We railed against her, in our comedy – some of those who made their money on anti-thatch humour are now the supporters of the Eddie Izzard Blairite bunch who will chip away at the left that the labour party and British politics need so badly.

I could speak, ashamed, for hours about how the utopia, the golden citadel that the pre-1945 generations fought for was destroyed by my generation. I could speak for hours on how many who listen to this will deny they were part of it, but we were very much part of it whether we knew it or not.

But that’s for another time.

But lets say, Utopia was betrayed by the 1980’s before it was allowed to take shape properly. Not to say that in lots of respects, the proto-utopia social democratic UK was not hugely flawed-and beginning to fail just as equality was being reached. It was. In many ways – including the fact it was still reliant on the labours of the empire… the poverty of most of the rest of the world, a desperate world others were baring arms to try to destroy in Cuba, Angola, Bolivia and many other places.
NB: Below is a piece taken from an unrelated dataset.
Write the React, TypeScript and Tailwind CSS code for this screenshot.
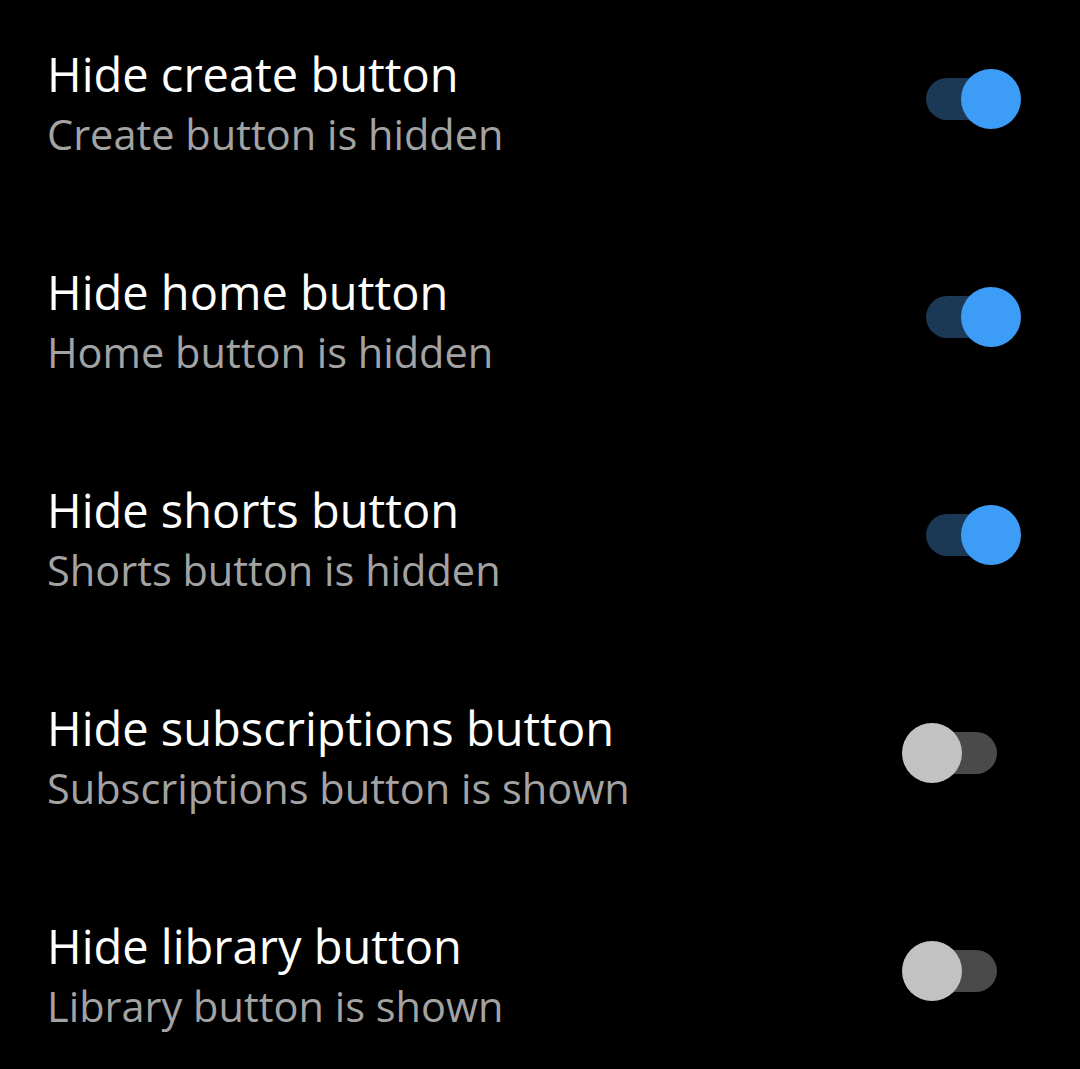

And our destruction was reliant on the discovery of Scottish oil, now a commodity that like coal, will become much too expensive to take out of the ground.

So. What is utopia?

Well, as a reader of science fiction, dystopian nightmares and utopian dreams I have a few favourites, including those I listed before. I love Edward Bellamy’s 19th century book, Looking Backward. A book that spawned more socialist societies across the world than Marx ever did. A novel so hopeful that socialism was going to be a middle class utopia, it seems quaint nowadays. But a novel that predicted much that has happened, like the supermarket, the debit card, radio, and much more. If middle class lefties nowadays wrote a novel set in a utopian left-wing world a hundred years hence, I know it would be full of the horrors Bellamy described in his present day Boston, because the levels of poverty and homelessness, as always when Tories are in control, is shameful. The book would, like Bellamy‘s, be full of their middle-class presumptions of what utopia would be like and THEIR wants.

So, back to Tracy and Blackpool. Ullmans video has her dreaming of her utopia at the end of the video, a utopia that is based in her characters working class world, inside a small car with Paul McCartney. A dream far from her character’s reality.
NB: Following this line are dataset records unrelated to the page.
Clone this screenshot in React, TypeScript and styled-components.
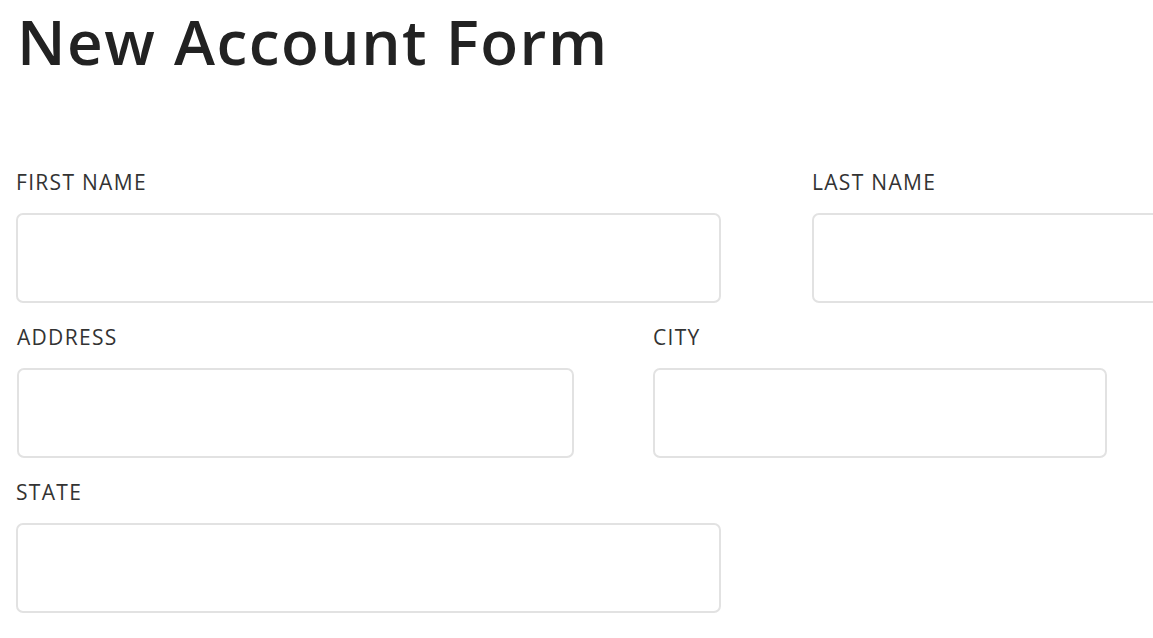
import React from "react";
import styled, { createGlobalStyle } from "styled-components";

const GlobalStyle = createGlobalStyle`
  html, body {
    margin: 0;
    padding: 0;
    background: #ffffff;
    font-family: "Open Sans", "Noto Sans", sans-serif;
    overflow: hidden;
  }
`;

const Page = styled.div`
  width: 1153px;
  height: 638px;
  padding-left: 16px;
  box-sizing: border-box;
  overflow: hidden;
`;

const Title = styled.h1`
  margin: 4px 0 0 1px;
  font-size: 62px;
  line-height: 74px;
  font-weight: 600;
  letter-spacing: 1.5px;
  color: #222222;
  white-space: nowrap;
`;

const Form = styled.form`
  margin-top: 90px;
  display: flex;
  flex-direction: column;
  gap: 20px;
`;

const Row = styled.div<{ $cols: string; $gap: number }>`
  display: grid;
  grid-template-columns: ${(p) => p.$cols};
  column-gap: ${(p) => p.$gap}px;
`;

const Field = styled.div<{ $offset?: number }>`
  display: flex;
  flex-direction: column;
  gap: 17px;
  margin-left: ${(p) => p.$offset ?? 0}px;
`;

const Label = styled.label`
  font-size: 21px;
  line-height: 28px;
  letter-spacing: 1.3px;
  color: #333333;
  white-space: nowrap;
`;

const Input = styled.input`
  height: 90px;
  box-sizing: border-box;
  border: 2px solid #e2e2e2;
  border-radius: 7px;
  background: #ffffff;
  font-family: inherit;
  font-size: 21px;
  padding: 0 14px;
  outline: none;
`;

export default function App() {
  return (
    <>
      <GlobalStyle />
      <Page>
        <Title>New Account Form</Title>
        <Form>
          <Row $cols="705px 705px" $gap={91}>
            <Field>
              <Label>FIRST NAME</Label>
              <Input type="text" />
            </Field>
            <Field>
              <Label>LAST NAME</Label>
              <Input type="text" />
            </Field>
          </Row>
          <Row $cols="558px 454px" $gap={79}>
            <Field $offset={1}>
              <Label>ADDRESS</Label>
              <Input type="text" />
            </Field>
            <Field>
              <Label>CITY</Label>
              <Input type="text" />
            </Field>
          </Row>
          <Row $cols="705px" $gap={0}>
            <Field>
              <Label>STATE</Label>
              <Input type="text" />
            </Field>
          </Row>
        </Form>
      </Page>
    </>
  );
}
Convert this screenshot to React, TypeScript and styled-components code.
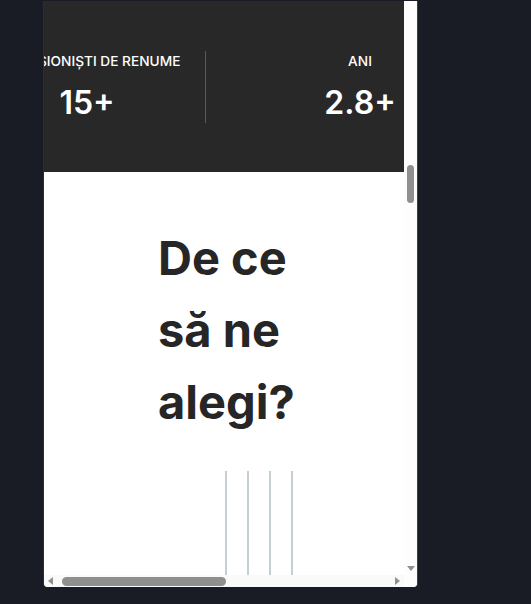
import React from 'react'
import styled, { createGlobalStyle } from 'styled-components'

const GlobalStyle = createGlobalStyle`
  html, body {
    margin: 0;
    padding: 0;
    background: #191c25;
    font-family: Inter, "Noto Sans", sans-serif;
  }
`

const stats = [
  { label: 'PROFESIONIȘTI DE RENUME', value: '15+', width: 236 },
  { label: 'ANI', value: '2.8+', width: 308 },
]

const Page = styled.div`
  display: flex;
  height: 604px;
  padding: 1px 0 0 44px;
  box-sizing: border-box;
`

const Window = styled.div`
  width: 373px;
  height: 586px;
  background: #ffffff;
  border-radius: 0 0 4px 4px;
  overflow: hidden;
  display: grid;
  grid-template-columns: 360px 13px;
  grid-template-rows: 574px 12px;
  box-shadow: -1px 0 0 #2a2d36, 1px 0 0 #3a3d46;
`

const Viewport = styled.div`
  overflow: hidden;
  display: flex;
  flex-direction: column;
`

const StatsBand = styled.section`
  flex: 0 0 171px;
  background: #282828;
  display: flex;
  align-items: center;
  margin-left: -75px;
  width: 620px;
`

const Stat = styled.div<{ $width: number }>`
  flex: 0 0 ${({ $width }) => $width}px;
  display: flex;
  flex-direction: column;
  align-items: center;
  gap: 13px;
  color: #ffffff;
  white-space: nowrap;
`

const StatLabel = styled.div`
  font-size: 13.7px;
  line-height: 20px;
  font-weight: 500;
`

const StatValue = styled.div`
  font-size: 32px;
  line-height: 38px;
  font-weight: 600;
`

const Divider = styled.div`
  flex: 0 0 1px;
  height: 72px;
  background: #5a5a5a;
`

const Heading = styled.h2`
  margin: 50px 0 0 114px;
  width: 160px;
  font-size: 47px;
  line-height: 72px;
  font-weight: 700;
  color: #262626;
`

const Lines = styled.div`
  display: flex;
  gap: 20px;
  margin: 33px 0 0 181px;
  height: 140px;
`

const Line = styled.span`
  width: 2px;
  background: #c3cfd2;
`

const VTrack = styled.div`
  background: #fdfdfd;
  display: flex;
  flex-direction: column;
  align-items: center;
  justify-content: space-between;
  padding-bottom: 4px;
  box-sizing: border-box;
`

const VThumb = styled.div<{ $offset: number }>`
  margin-top: ${({ $offset }) => $offset}px;
  width: 7px;
  height: 38px;
  border-radius: 4px;
  background: #8f8f8f;
`

const HTrack = styled.div`
  background: #fafafa;
  display: flex;
  align-items: center;
  justify-content: space-between;
  padding: 0 4px 0 4px;
`

const HThumb = styled.div<{ $offset: number; $size: number }>`
  margin-left: ${({ $offset }) => $offset}px;
  width: ${({ $size }) => $size}px;
  height: 9px;
  border-radius: 5px;
  background: #8f8f8f;
  margin-right: auto;
`

const Corner = styled.div`
  background: #fdfdfd;
`

const Arrow = styled.span<{ $dir: 'down' | 'left' | 'right' }>`
  width: 0;
  height: 0;
  border-style: solid;
  border-color: transparent;
  ${({ $dir }) =>
    $dir === 'down'
      ? 'border-width: 5px 4px 0 4px; border-top-color: #8f8f8f;'
      : $dir === 'left'
      ? 'border-width: 4px 5px 4px 0; border-right-color: #8f8f8f;'
      : 'border-width: 4px 0 4px 5px; border-left-color: #8f8f8f;'}
`

export default function App() {
  return (
    <>
      <GlobalStyle />
      <Page>
        <Window>
          <Viewport>
            <StatsBand>
              {stats.map((s, i) => (
                <React.Fragment key={s.label}>
                  {i > 0 && <Divider />}
                  <Stat $width={s.width}>
                    <StatLabel>{s.label}</StatLabel>
                    <StatValue>{s.value}</StatValue>
                  </Stat>
                </React.Fragment>
              ))}
            </StatsBand>
            <Heading>De ce să ne alegi?</Heading>
            <Lines>
              <Line />
              <Line />
              <Line />
              <Line />
            </Lines>
          </Viewport>
          <VTrack>
            <VThumb $offset={164} />
            <Arrow $dir="down" />
          </VTrack>
          <HTrack>
            <Arrow $dir="left" />
            <HThumb $offset={9} $size={164} />
            <Arrow $dir="right" />
          </HTrack>
          <Corner />
        </Window>
      </Page>
    </>
  )
}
I revisited Blackpool in recent years, and it is far from the 1970’s utopia of my childhood where we could be set free by our parents amongst the flashing lights and sounds of screams of laughter.

The reality of our new world, summed up by these videos and by way of these novelists don’t perhaps offer much hope.
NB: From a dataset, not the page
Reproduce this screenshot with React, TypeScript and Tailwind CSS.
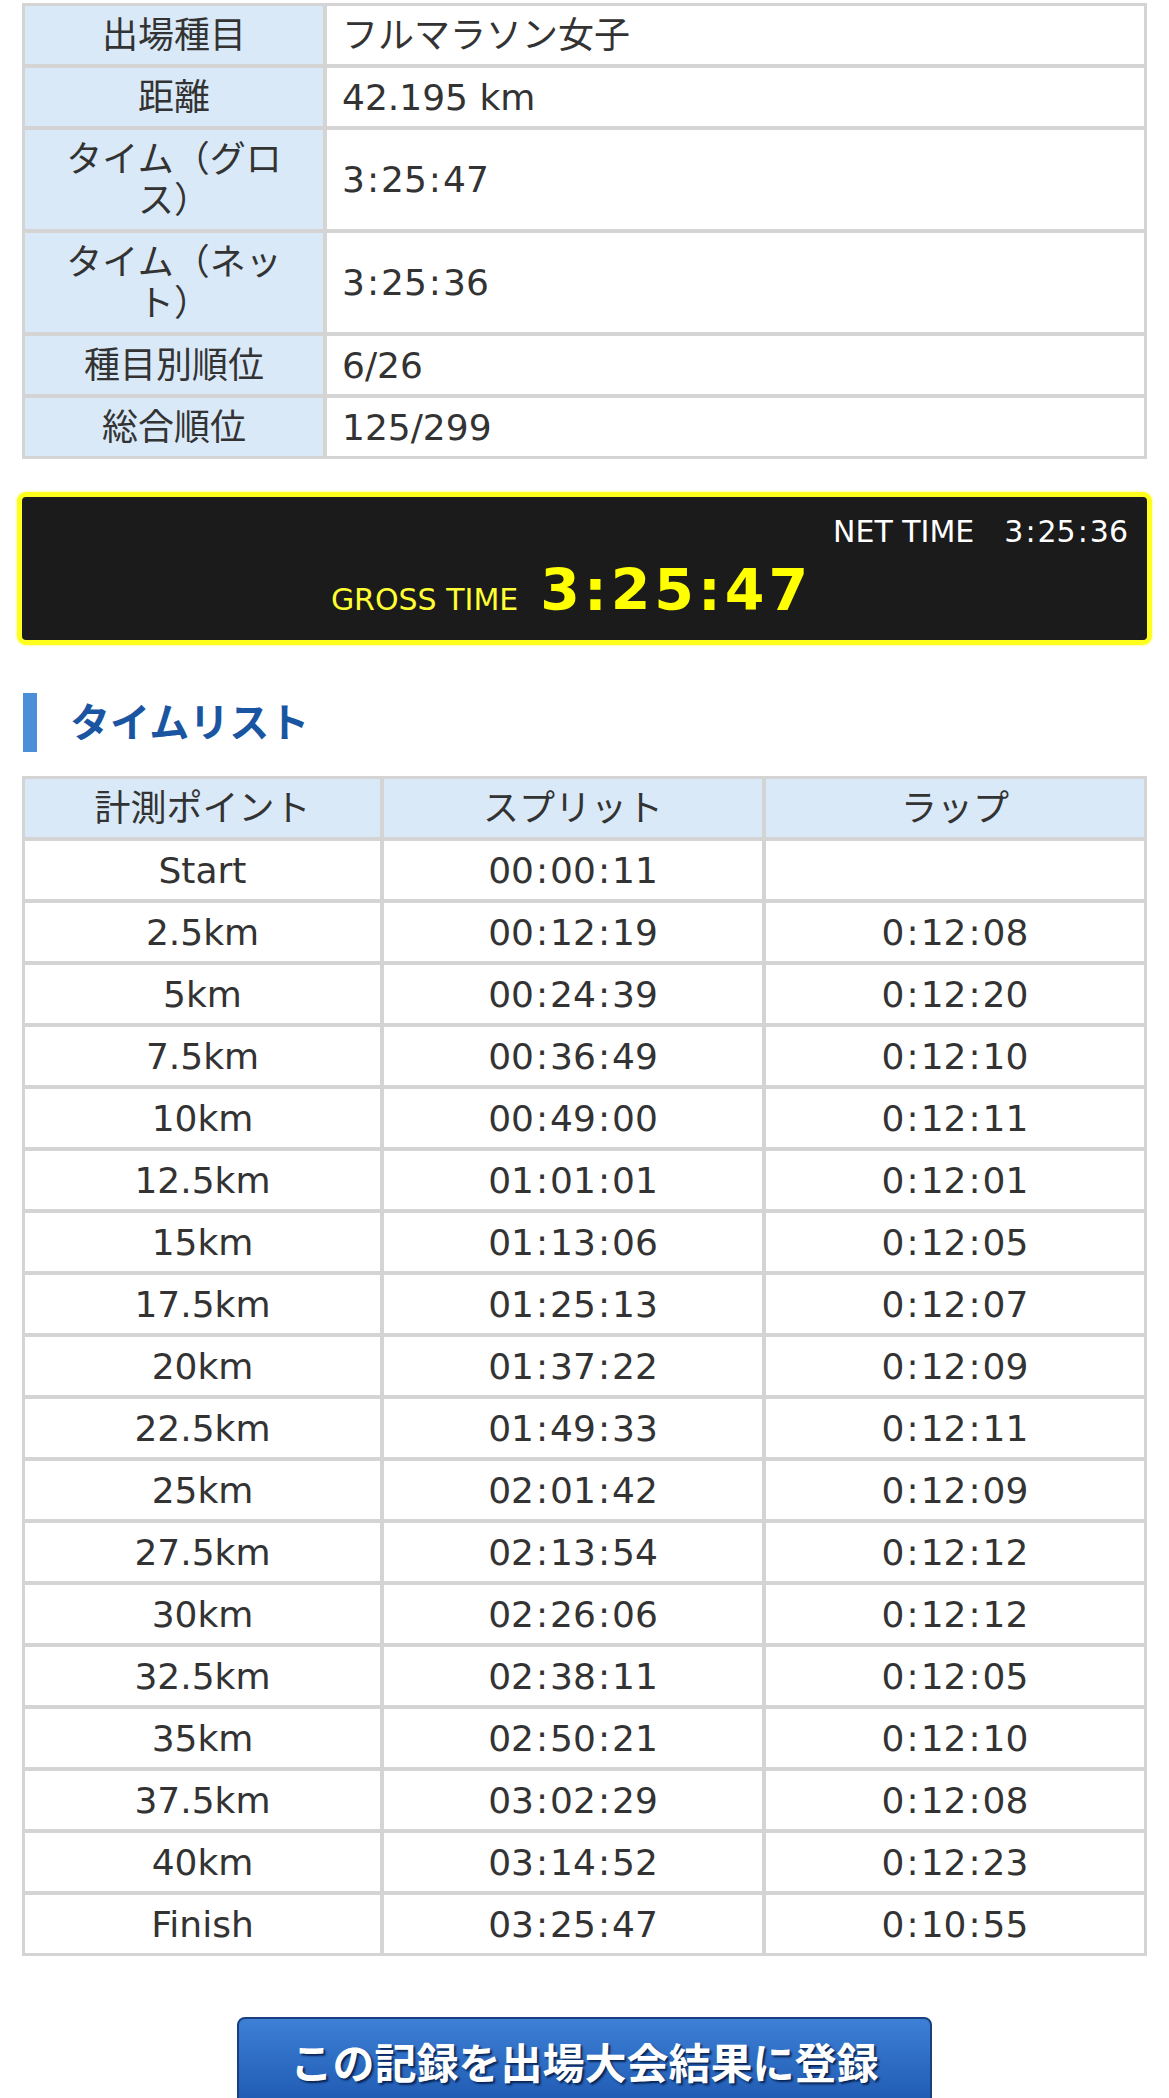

Maybe. But they all have one thing in common. They all seek something better for more than the person in the video or book (with the exception of Tracy’s character, who is trapped, but still dreaming for her own Paul).

And my dream? My dream is that I live to see a time when we have a society not far from the imperfect, perfect society envisaged by Iain M Banks. A Culture exploring ourselves and the stars, in which we have individual care, and long productive interesting lives. And the ability to become Tamara Bunke, Tanya the spy, inserting ourselves into worlds yet to change, with the exciting danger that that brings.

Utopias should be exciting.

And Utopians should never forget.

Our utopia shouldn’t let us forget that we are all equal and we should all be looking out for each other, or they’ll still be building statues to Thatcher while people freeze to death on our streets and children starve.